COVID-19: an accelerator or a stopper of decarbonisation?

A post by Ilaria Conti, Head of FSR Gas


The COVID-19 pandemic that the whole world is experiencing is unprecedented and so are the consequences that the economy will have to face in the crisis aftermath. But what we’re also witnessing is a re-shaping of the world as we knew it, because with its devastating impact on most of the productive sectors, on transport, on environment, on finance and social habits, the COVID-19 crisis is acting as a stopper or an accelerator of several pre-existing trends and issues.

What will be the impact on gas markets? Which trends and which markets will re-surface even stronger after the crisis and why? Will oil and gas companies, already challenged by low gas prices before the crisis, be definitely killed by the Corona virus? Will all of this translate into better or worse opportunities to meet the climate targets?

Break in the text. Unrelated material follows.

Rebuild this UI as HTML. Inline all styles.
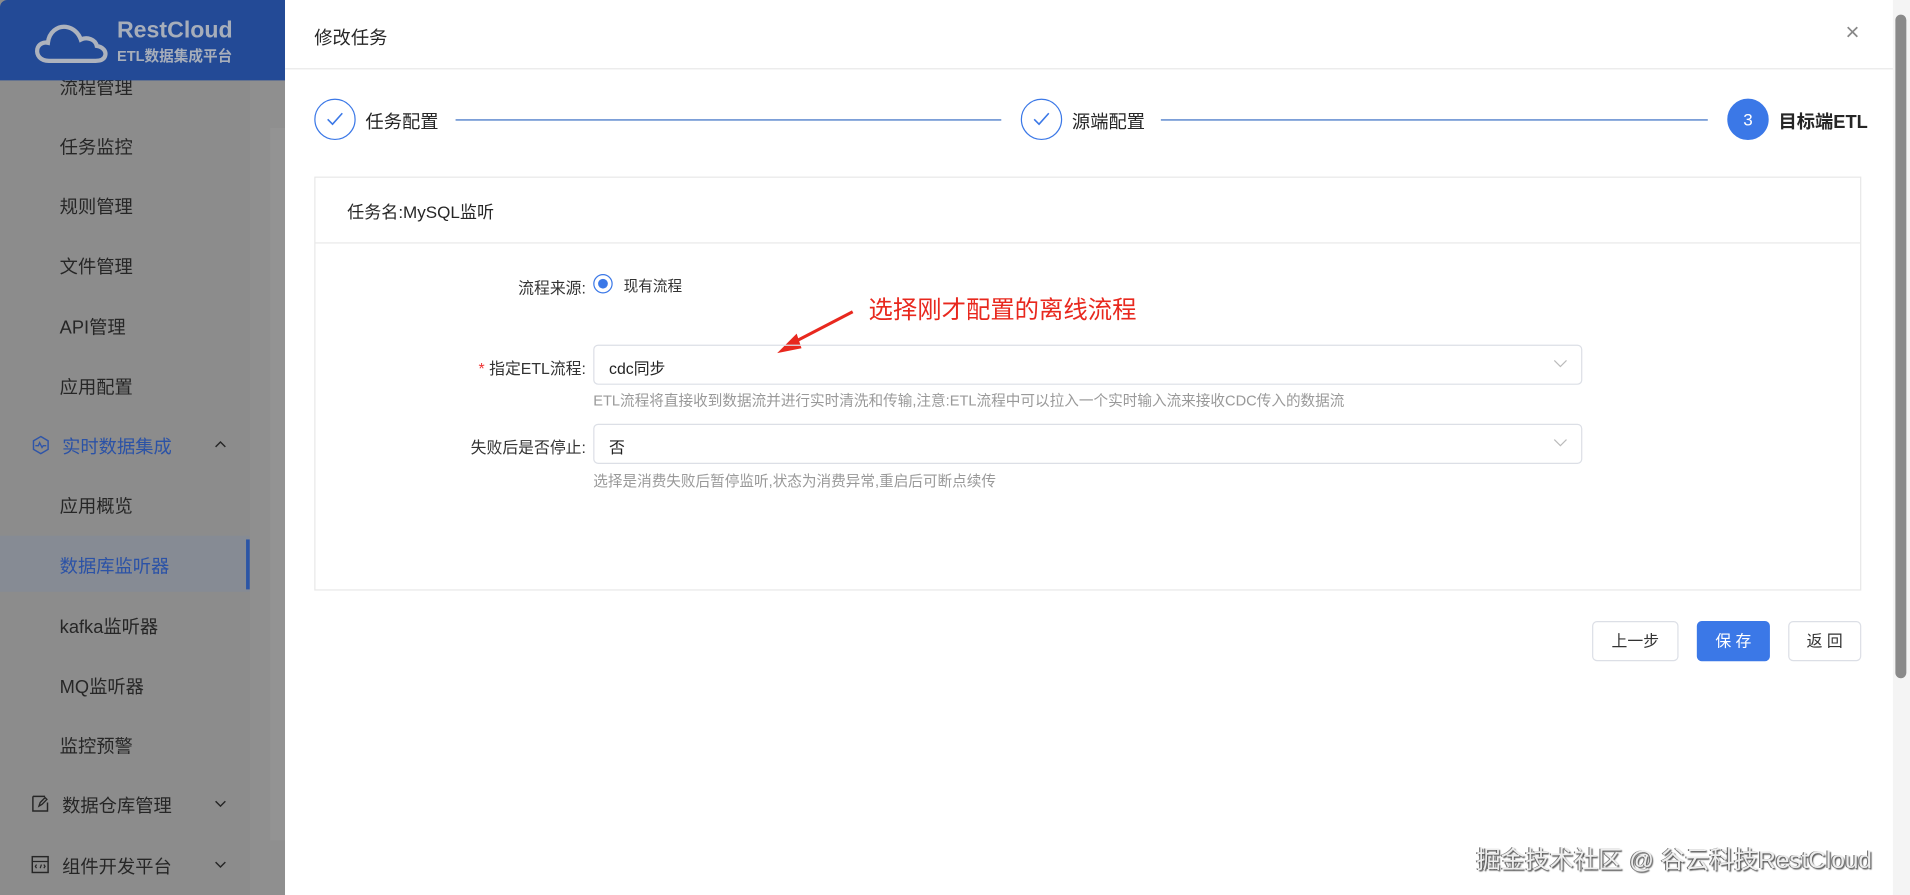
<!DOCTYPE html>
<html><head><meta charset="utf-8"><style>
*{margin:0;padding:0;box-sizing:border-box}
html,body{width:1910px;height:895px;overflow:hidden;background:#fff}
#w{position:absolute;left:0;top:0;width:1568px;height:735px;transform:scale(1.21811,1.2177);transform-origin:0 0;font-family:"Liberation Sans","Noto Sans CJK SC",sans-serif;color:#333}
.abs{position:absolute}
#side{left:0;top:0;width:234px;height:735px;background:#8c8c8c}
#hdr{left:0;top:0;width:234px;height:66px;background:#234a96;border-top-left-radius:6px}
.mi{position:absolute;left:49px;font-size:15px;color:#262626}
.ic{position:absolute;left:25px}
.ar{position:absolute;left:176px}
#dr{left:234px;top:0;width:1320px;height:735px;background:#fff}
.step{position:absolute;top:81px;width:34px;height:34px;border:1px solid #3b78e7;border-radius:50%}
.sl{position:absolute;top:98px;height:1px;background:#3b6fc4}
.st{position:absolute;top:89px;font-size:15px;color:#262626}
.lbl{position:absolute;font-size:13px;color:#333;text-align:right;width:200px}
.sel{position:absolute;left:487px;width:812px;height:33px;border:1px solid #dcdfe6;border-radius:4px;font-size:13px;padding:8px 12px;color:#222}
.hint{position:absolute;left:487px;font-size:12px;color:#999}
.btn{position:absolute;top:510px;height:33px;border:1px solid #dcdfe6;border-radius:4px;font-size:13px;text-align:center;line-height:31px;background:#fff;color:#333}
</style></head><body><div id="w">
<div id="side" class="abs">
 <div class="abs" style="left:205px;top:66px;width:29px;height:669px;background:#8f8f8f"></div>
 <div class="abs" style="left:222px;top:105px;width:12px;height:585px;background:#939393"></div>
 <div class="abs" style="left:0;top:440px;width:205px;height:46px;background:#868b94"></div>
 <div class="abs" style="left:202px;top:443px;width:3px;height:41px;background:#2b55a6"></div>
 <div class="mi" style="top:61px">流程管理</div>
 <div class="mi" style="top:110px">任务监控</div>
 <div class="mi" style="top:159px">规则管理</div>
 <div class="mi" style="top:208px">文件管理</div>
 <div class="mi" style="top:258px">API管理</div>
 <div class="mi" style="top:307px">应用配置</div>
 <svg class="ic" style="top:357px" width="17" height="17" viewBox="0 0 17 17"><path d="M8.5 1.5l6 3.5v7l-6 3.5-6-3.5V5z" fill="none" stroke="#2f55a8" stroke-width="1.2"/><path d="M4 9h2.5l1-2.5 2 4 1-1.5H13" fill="none" stroke="#2f55a8" stroke-width="1.1"/></svg>
 <div class="mi" style="top:356px;color:#2b52a6;left:51px">实时数据集成</div>
 <svg class="ar" style="top:362px" width="10" height="6"><path d="M1 5l4-4 4 4" fill="none" stroke="#262626" stroke-width="1.2"/></svg>
 <div class="mi" style="top:405px;left:49px">应用概览</div>
 <div class="mi" style="top:454px;color:#2b52a6">数据库监听器</div>
 <div class="mi" style="top:504px">kafka监听器</div>
 <div class="mi" style="top:553px">MQ监听器</div>
 <div class="mi" style="top:602px">监控预警</div>
 <svg class="ic" style="top:652px" width="16" height="16" viewBox="0 0 16 16"><path d="M2 2h10M2 2v12h12V7" fill="none" stroke="#262626" stroke-width="1.2"/><path d="M7 10l1-3 4-4 1.5 1.5-4 4z" fill="none" stroke="#262626" stroke-width="1.1"/></svg>
 <div class="mi" style="top:651px;left:51px">数据仓库管理</div>
 <svg class="ar" style="top:657px" width="10" height="6"><path d="M1 1l4 4 4-4" fill="none" stroke="#262626" stroke-width="1.2"/></svg>
 <svg class="ic" style="top:702px" width="16" height="16" viewBox="0 0 16 16"><rect x="1.5" y="1.5" width="13" height="13" fill="none" stroke="#262626" stroke-width="1.2"/><path d="M1.5 5.5h13M5 11L4 9.5 5 8M8 11l1-3M11 8l1 1.5-1 1.5" fill="none" stroke="#262626" stroke-width="1"/></svg>
 <div class="mi" style="top:701px;left:51px">组件开发平台</div>
 <svg class="ar" style="top:707px" width="10" height="6"><path d="M1 1l4 4 4-4" fill="none" stroke="#262626" stroke-width="1.2"/></svg>
</div>
<div id="hdr" class="abs">
 <svg class="abs" style="left:28px;top:17px" width="68" height="38" viewBox="0 0 78 40"><path d="M14 36C6 36 2 31 3 25 4 20 9 18 13 19 14 9 22 3 30 4 37 5 42 10 44 16 50 13 58 16 59 22 65 23 68 27 67 31 66 35 62 36 58 36Z" fill="none" stroke="#aeb3bd" stroke-width="4"/></svg>
 <div class="abs" style="left:96px;top:15px;font-size:19px;font-weight:bold;color:#a7aeba">RestCloud</div>
 <div class="abs" style="left:96px;top:37px;font-size:12px;font-weight:bold;color:#a7aeba">ETL数据集成平台</div>
</div>
<div id="dr" class="abs"></div>
<div class="abs" style="left:258px;top:20px;font-size:15px;color:#262626">修改任务</div>
<div class="abs" style="left:1515px;top:16px;font-size:20px;color:#888">×</div>
<div class="abs" style="left:234px;top:56px;width:1320px;height:1px;background:#e8e8e8"></div>
<div class="step" style="left:258px"><svg width="32" height="32" viewBox="0 0 32 32"><path d="M10 16l4 4 8-9" fill="none" stroke="#3b78e7" stroke-width="1.3"/></svg></div>
<div class="st" style="left:300px">任务配置</div>
<div class="sl" style="left:374px;width:448px"></div>
<div class="step" style="left:838px"><svg width="32" height="32" viewBox="0 0 32 32"><path d="M10 16l4 4 8-9" fill="none" stroke="#3b78e7" stroke-width="1.3"/></svg></div>
<div class="st" style="left:880px">源端配置</div>
<div class="sl" style="left:953px;width:449px"></div>
<div class="step" style="left:1418px;background:#3b78e7;color:#fff;text-align:center;line-height:32px;font-size:14px">3</div>
<div class="st" style="left:1460px;font-weight:bold">目标端ETL</div>
<div class="abs" style="left:258px;top:145px;width:1270px;height:340px;border:1px solid #e8e8e8"></div>
<div class="abs" style="left:259px;top:199px;width:1268px;height:1px;background:#e8e8e8"></div>
<div class="abs" style="left:285px;top:164px;font-size:14px;color:#262626">任务名:MySQL监听</div>
<div class="lbl" style="left:281px;top:226px">流程来源:</div>
<div class="abs" style="left:487px;top:225px;width:16px;height:16px;border:1px solid #3b78e7;border-radius:50%"><div style="margin:3px;width:8px;height:8px;border-radius:50%;background:#3b78e7"></div></div>
<div class="abs" style="left:512px;top:226px;font-size:12px;color:#333">现有流程</div>
<div class="abs" style="left:713px;top:238px;font-size:20px;color:#e8281e">选择刚才配置的离线流程</div>
<svg class="abs" style="left:630px;top:250px" width="80" height="45" viewBox="0 0 80 45"><path d="M70 6L18 33" stroke="#e8281e" stroke-width="2.5"/><path d="M8 40L24 24 28 36Z" fill="#e8281e"/></svg>
<div class="lbl" style="left:281px;top:292px"><span style="color:#e33">*</span> 指定ETL流程:</div>
<div class="sel" style="top:283px">cdc同步</div>
<svg class="abs" style="left:1275px;top:295px" width="12" height="8"><path d="M1 1l5 5 5-5" fill="none" stroke="#bbb"/></svg>
<div class="hint" style="top:320px">ETL流程将直接收到数据流并进行实时清洗和传输,注意:ETL流程中可以拉入一个实时输入流来接收CDC传入的数据流</div>
<div class="lbl" style="left:281px;top:357px">失败后是否停止:</div>
<div class="sel" style="top:348px">否</div>
<svg class="abs" style="left:1275px;top:360px" width="12" height="8"><path d="M1 1l5 5 5-5" fill="none" stroke="#bbb"/></svg>
<div class="hint" style="top:386px">选择是消费失败后暂停监听,状态为消费异常,重启后可断点续传</div>
<div class="btn" style="left:1307px;width:71px">上一步</div>
<div class="btn" style="left:1393px;width:60px;background:#3b78e7;border-color:#3b78e7;color:#fff">保 存</div>
<div class="btn" style="left:1468px;width:60px">返 回</div>
<div class="abs" style="left:1212px;top:690px;font-size:20px;color:#eee;text-shadow:1px 1px 1px #555,-1px 0 0 #777">掘金技术社区 @ 谷云科技RestCloud</div>
<div class="abs" style="left:1554px;top:0;width:14px;height:735px;background:#f4f4f4"></div>
<div class="abs" style="left:1556px;top:12px;width:9px;height:545px;border-radius:5px;background:#8a8a8a"></div>
</div></body></html>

Taking a look back to the pre-crisis days, European gas markets were already in a situation of oversupply:  the warm winter, the increasing share of RES-generated electricity at zero cost in most sectors, and the abundance of LNG supplies (particularly from the US) was already bringing EU gas prices along a downward trajectory.

The pandemic breakout has certainly accelerated this trend: the stop to most productive activities, transport and the consequent economic recession worsened the situation of oversupply pushing gas market prices further down. The new IEA Report, focusing on the COVID-19 impact on energy demand and CO2 emissions, estimates an increase of underground storage inventories in Europe of about 40%, to reach 80% above the five-year average.

A key question is whether this situation will permanently alter the role of gas in the energy sector and lead to irreversible changes. On this question, there’s no agreement among the experts.

Some of them acknowledge the peak of fossil fuel demand and bet on 2019 to be remembered as the historical peak year for carbon emissions. Others believe that the fossil fuel industry will bounce back as it always has, and that, on the contrary, the record-low oil and gas prices will slow the much-needed transition to green energy.

Evidently, the impact that the Corona virus crisis has had on the EU Emissions Trading Scheme cannot be neglected: when the CO2 price dropped down till 14,34 euro/ton in April (lowest since November 2018), many feared that the ETS patient would have had really few chances to survive COVID-19. Things are slowly improving now and carbon price has reached back 21,32 euro/ton as of May 21st; signs are encouraging but, nevertheless, the next few weeks will be key to understand whether coal might win back a competitive advantage over gas and overall slow down low-carbon investments (for instance, it might play against hydrogen to be produced via CCS technology) or not.

The script of the energy future will be drafted by Governments all across the world – which, in the crisis immediate aftermath, will need to implement a number of stimulus packages in order to boost the economy and avoid a Depression. Which investments they’ll prioritise, which technologies they’ll bet on, which vision they’ll choose to stick to – will be the real game-changers to accelerate, slow down or shape the energy transition.

As FSR experts suggest in a recent Policy note, economic and environmental objectives can go hand-by-hand:  “Major efforts are being undertaken to develop new technologies based on hydrogen and carbon capture, use and storage, for example. Such investments can create the jobs we need in the post-Covid-19 era, and allow to realise the European Green Deal objectives at the same time.”.

To conclude with IEA’s Fatih Birol’s warning: “This situation is a test of governments and companies’ commitment to clean energy transition […] They have a historic opportunity today to steer those investments onto a more sustainable path”.


This is an edited version of a post published on the website of the Florence School of Regulation.